On the other hand, we have an enormous energy supply risk on our energy business. That is not only because of imported natural gas, but also huge amount of imported coal for our thermal power plants.
“Clean Coal” expression may not be oxymoron anymore, thanks to new modern technologies such as CFB and IGCC. However it is your writer’s sincere and humble feeling that “Imported Coal” is an obvious oxymoron expression. Coal should not be imported.
Coal Exporting Countries would certainly be delighted to find countries to export their coal.
Countries should be clever not to import the coal. Desperate countries with limited local fuel resources are to be clever not to import whatever the desperation is.

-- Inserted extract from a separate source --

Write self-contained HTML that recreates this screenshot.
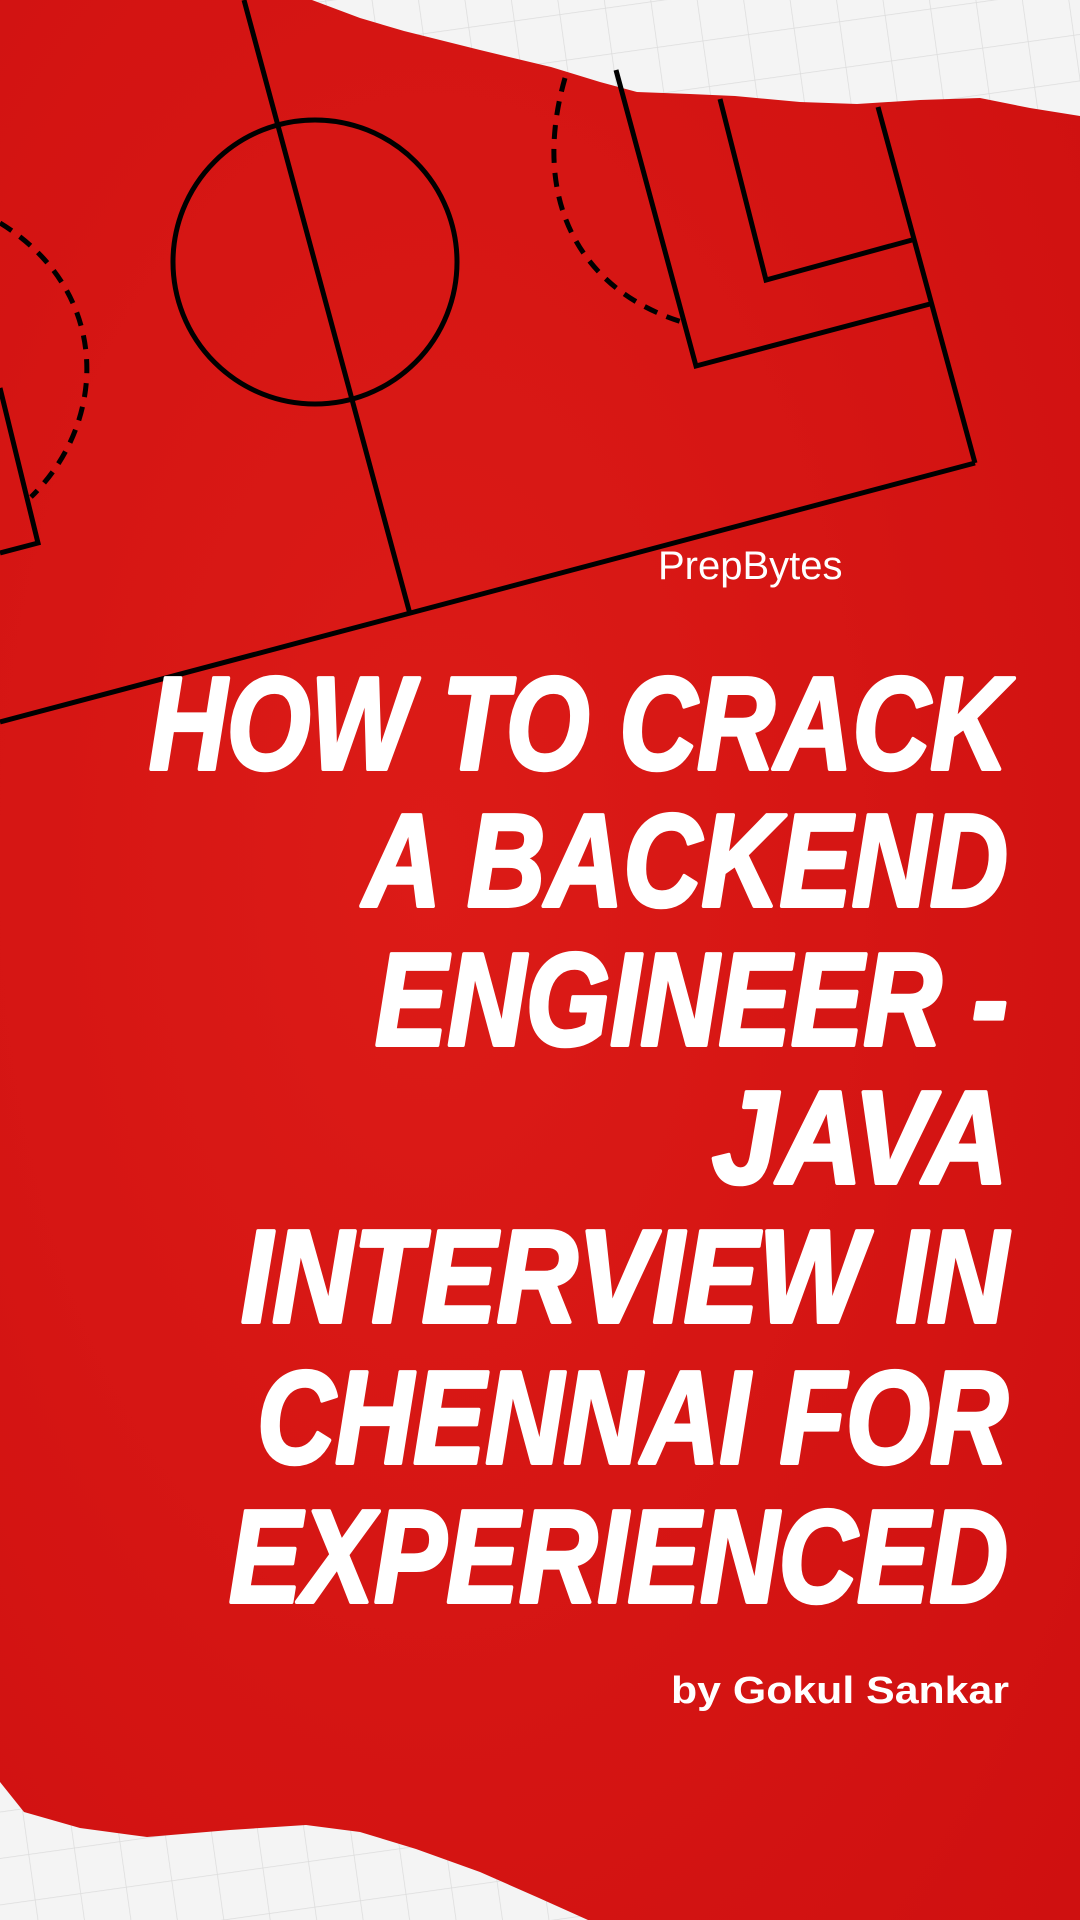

Coal is not a fossil fuel only; it comes with its ash, with unburnable materials, plus radioactive elements with huge health hazards. That is also import of CO2 emissions which will make you under the burden of Kyoto Protocol which you have not ratified yet.
Local private companies may be too eager to make partnership with foreign companies to construct new thermal power plants on our beautiful sea shores since imported coal have seemed too cheap upfront. But who would guarantee the cheap coal prices forever.
“Imported Coal” also has the energy supply risk as well as environmental hazards. Although Energy Markets Regulatory Board and the Ministry both keep low profile in licensing the imported coal applications in the local market, one can visualize that local public authorities as well as local NGOs, Chambers of Engineering Societies put high profile reaction to avoid any new “Imported Coal firing new thermal power plants”.
It is our sincere feeling that those investors who dare to invest in “imported coal firing thermal power plants” would have difficulties, and should think twice to consider high calculated risks, and high unforeseen cost/ risks in their technology selection, project finance and overall project execution.
Though it is late, but as saying goes "It is never too late to mend".